Even HR companies keep this factor in mind under the unspoken conspiracy of ‘aesthetics.’
While we might express shock and dismay at this sort of gross prejudice how much difference is there intrinsically when you compare it to the fact that the IPL7 broadcast’s largest advertising contribution was from a monotonous and oft repeated commercial on skin whitening cream with an emphasis on the dual power it had to lighten your skin tone and make you a happier person and make your life that much better.
Are these elements not all part of the same insidious links in the chain? Just because it isn’t so crass it does not make the nexus any less insulting.

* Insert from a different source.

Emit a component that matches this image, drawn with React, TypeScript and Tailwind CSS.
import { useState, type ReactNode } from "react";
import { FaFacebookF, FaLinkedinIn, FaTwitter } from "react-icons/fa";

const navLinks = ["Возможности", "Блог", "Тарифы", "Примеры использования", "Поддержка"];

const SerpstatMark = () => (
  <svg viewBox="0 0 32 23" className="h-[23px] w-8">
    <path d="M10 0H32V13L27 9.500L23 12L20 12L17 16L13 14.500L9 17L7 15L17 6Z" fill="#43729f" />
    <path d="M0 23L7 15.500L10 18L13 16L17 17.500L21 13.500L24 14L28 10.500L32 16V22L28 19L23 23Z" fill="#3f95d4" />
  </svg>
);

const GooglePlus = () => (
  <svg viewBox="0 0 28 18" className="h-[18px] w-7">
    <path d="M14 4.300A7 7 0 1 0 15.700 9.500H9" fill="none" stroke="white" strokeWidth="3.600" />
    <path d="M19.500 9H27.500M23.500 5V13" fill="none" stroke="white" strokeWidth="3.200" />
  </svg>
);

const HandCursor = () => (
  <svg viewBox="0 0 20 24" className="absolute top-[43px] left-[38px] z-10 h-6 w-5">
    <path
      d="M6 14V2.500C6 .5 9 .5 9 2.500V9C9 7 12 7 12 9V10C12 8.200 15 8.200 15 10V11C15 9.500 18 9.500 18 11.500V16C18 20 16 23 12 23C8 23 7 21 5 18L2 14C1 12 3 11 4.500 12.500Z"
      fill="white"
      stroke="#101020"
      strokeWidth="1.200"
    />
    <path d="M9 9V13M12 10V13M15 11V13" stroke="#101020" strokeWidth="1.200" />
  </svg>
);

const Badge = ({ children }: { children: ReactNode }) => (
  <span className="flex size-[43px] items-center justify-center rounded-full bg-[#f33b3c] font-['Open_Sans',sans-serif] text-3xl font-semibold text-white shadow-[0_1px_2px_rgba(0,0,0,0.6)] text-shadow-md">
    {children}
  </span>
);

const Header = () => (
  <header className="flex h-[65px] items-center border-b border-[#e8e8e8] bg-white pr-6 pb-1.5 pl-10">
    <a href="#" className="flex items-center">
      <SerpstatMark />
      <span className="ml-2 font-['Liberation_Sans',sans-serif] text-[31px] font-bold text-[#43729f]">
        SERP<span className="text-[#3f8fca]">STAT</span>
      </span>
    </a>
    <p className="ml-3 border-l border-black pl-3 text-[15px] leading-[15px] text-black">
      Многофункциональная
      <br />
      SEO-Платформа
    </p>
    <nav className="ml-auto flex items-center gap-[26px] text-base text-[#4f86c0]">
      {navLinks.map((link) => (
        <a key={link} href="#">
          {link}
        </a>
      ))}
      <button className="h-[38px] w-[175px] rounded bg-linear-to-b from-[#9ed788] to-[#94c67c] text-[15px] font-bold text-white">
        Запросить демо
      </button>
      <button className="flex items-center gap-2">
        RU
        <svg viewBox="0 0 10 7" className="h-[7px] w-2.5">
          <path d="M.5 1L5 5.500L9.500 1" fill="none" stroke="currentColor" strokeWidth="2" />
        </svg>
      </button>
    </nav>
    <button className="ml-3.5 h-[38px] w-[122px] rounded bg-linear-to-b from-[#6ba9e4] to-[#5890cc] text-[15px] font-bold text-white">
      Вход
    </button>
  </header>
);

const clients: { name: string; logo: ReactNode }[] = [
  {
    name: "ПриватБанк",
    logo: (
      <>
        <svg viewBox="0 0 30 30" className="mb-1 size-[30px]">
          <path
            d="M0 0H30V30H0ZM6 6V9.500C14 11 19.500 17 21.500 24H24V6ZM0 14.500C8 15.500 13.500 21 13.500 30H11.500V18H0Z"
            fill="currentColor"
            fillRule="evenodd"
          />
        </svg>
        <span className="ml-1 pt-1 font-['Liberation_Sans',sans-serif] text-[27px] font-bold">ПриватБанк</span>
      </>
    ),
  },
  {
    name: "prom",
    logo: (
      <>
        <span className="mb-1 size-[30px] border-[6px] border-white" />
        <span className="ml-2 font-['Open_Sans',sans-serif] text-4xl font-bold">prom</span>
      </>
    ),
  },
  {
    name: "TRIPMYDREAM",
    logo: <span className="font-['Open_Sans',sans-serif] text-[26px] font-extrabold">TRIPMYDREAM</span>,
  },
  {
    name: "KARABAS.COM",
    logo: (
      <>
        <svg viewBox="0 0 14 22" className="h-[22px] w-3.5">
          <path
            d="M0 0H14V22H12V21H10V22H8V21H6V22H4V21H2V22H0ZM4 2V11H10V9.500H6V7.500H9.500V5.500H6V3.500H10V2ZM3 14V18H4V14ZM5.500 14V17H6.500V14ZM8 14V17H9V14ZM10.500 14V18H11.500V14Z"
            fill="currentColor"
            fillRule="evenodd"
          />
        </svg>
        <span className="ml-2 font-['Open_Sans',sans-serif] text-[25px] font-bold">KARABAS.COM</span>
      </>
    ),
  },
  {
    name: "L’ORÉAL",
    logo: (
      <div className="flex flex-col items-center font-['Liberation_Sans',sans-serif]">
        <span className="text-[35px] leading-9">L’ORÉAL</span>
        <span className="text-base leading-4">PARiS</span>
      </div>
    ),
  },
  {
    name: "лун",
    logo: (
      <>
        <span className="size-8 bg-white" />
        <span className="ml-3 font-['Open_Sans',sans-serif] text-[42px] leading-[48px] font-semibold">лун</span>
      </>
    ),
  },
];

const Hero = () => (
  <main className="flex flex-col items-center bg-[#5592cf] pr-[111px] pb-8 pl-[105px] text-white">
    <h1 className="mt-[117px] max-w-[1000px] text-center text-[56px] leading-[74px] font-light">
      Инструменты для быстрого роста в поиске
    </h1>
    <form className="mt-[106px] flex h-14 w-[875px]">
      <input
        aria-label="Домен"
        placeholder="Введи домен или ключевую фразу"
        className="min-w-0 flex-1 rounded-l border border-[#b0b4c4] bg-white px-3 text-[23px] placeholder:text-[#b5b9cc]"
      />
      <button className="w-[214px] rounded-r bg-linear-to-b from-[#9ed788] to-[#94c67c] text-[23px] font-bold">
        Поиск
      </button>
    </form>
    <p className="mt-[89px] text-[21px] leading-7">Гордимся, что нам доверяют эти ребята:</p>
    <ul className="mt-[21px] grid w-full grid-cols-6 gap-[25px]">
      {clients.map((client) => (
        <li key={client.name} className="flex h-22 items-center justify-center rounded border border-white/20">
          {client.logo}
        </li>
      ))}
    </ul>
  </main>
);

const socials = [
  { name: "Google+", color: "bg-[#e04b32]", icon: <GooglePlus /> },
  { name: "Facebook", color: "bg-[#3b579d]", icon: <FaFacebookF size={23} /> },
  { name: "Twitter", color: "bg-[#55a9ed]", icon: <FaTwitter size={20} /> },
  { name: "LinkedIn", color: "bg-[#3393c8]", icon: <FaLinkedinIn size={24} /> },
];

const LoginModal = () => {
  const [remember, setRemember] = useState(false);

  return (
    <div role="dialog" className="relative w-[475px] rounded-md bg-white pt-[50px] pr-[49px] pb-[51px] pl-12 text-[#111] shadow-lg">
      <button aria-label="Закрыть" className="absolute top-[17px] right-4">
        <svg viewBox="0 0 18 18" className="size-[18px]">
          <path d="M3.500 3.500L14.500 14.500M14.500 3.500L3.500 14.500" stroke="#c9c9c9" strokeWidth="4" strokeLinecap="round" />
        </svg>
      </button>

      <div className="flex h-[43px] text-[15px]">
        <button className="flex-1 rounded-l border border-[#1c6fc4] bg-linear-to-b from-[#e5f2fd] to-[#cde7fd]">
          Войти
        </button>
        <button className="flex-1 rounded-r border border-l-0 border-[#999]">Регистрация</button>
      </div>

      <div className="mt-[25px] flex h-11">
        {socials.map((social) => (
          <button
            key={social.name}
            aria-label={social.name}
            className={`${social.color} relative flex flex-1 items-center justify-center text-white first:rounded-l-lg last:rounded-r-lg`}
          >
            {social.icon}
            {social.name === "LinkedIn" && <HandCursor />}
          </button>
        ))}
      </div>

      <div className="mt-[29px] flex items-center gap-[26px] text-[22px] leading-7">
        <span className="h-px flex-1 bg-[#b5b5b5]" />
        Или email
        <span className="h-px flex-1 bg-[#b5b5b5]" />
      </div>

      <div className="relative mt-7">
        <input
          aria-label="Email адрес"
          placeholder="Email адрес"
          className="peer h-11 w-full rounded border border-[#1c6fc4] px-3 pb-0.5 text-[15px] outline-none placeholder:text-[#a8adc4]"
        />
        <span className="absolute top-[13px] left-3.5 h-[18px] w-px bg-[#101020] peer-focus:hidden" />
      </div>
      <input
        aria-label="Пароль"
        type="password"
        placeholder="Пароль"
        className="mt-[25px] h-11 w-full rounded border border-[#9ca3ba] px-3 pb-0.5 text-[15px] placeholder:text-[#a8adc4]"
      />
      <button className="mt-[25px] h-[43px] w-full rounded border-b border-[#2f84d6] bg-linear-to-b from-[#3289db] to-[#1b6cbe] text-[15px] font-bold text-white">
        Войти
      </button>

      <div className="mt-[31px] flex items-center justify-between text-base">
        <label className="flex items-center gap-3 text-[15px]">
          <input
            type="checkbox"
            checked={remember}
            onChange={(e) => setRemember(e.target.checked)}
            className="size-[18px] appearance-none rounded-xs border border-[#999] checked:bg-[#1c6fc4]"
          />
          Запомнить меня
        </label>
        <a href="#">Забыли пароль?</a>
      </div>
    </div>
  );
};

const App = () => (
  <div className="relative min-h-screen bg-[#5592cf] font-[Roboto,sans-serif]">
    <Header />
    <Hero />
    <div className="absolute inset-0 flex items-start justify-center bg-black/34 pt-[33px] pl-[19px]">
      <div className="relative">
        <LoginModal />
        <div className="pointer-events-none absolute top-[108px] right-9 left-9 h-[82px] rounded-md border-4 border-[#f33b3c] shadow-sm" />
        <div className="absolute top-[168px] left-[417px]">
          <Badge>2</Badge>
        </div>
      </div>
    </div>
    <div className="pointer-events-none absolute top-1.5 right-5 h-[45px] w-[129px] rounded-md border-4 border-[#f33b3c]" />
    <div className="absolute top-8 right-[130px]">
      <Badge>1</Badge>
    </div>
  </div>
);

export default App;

If I was a dark skinned player sitting in the dugout watching the telecast and having to suffer the insinuation that I am not as good as the fairer guy would I not think, “Just a minute, why me?”
Indian law forbids discrimination on grounds of colour. But the law offers little protection against barbed wire. And this is what it is. Racial slurring cannot be easily proven even though, paradoxically, casteist slurring can be. A PIL against a major company for promoting pink coloured lead pencils and skin-tone went nowhere very fast. A signature campaign against ‘fair is beautiful’ advertising still languishes even though 30,000 people demanded an end to such advertising. The biggest seller Emami is on record as saying: There is a market need for it so we supply it.
Officially, it has been placed on record that India has signed and ratified all the relevant conventions: the International Convention on Civil and Political Rights (ICCPR), the International Convention on Economic, Social and Cultural Rights (ICESCR), the International Convention on the Elimination of All Forms of Racial Discrimination (ICERD), the Convention on the Elimination of All Forms of Discrimination against Women (CEDAW) and the Convention on the Rights of the Child (CRC). The jury is still out on how much protection they offer.
Can you go to court to fight against discrimination on colour? Yes, you can. Will you win the case? Probably depends on what hue the judge is but I have still to find a case study where somebody won a legal battle and damages for being colour barred… or bruised.
India’s legal fiats are not fully legislated for colour as a factor. S.15: No discrimination ‘on grounds only of religion, race, caste, sex, place of birth or any of them’ Missing: Disability, sexual orientation, age and colour.
In Bangalore an NGO has started a Brown and Proud campaign. And that is just the point. Colour of your skin is nothing to be proud about.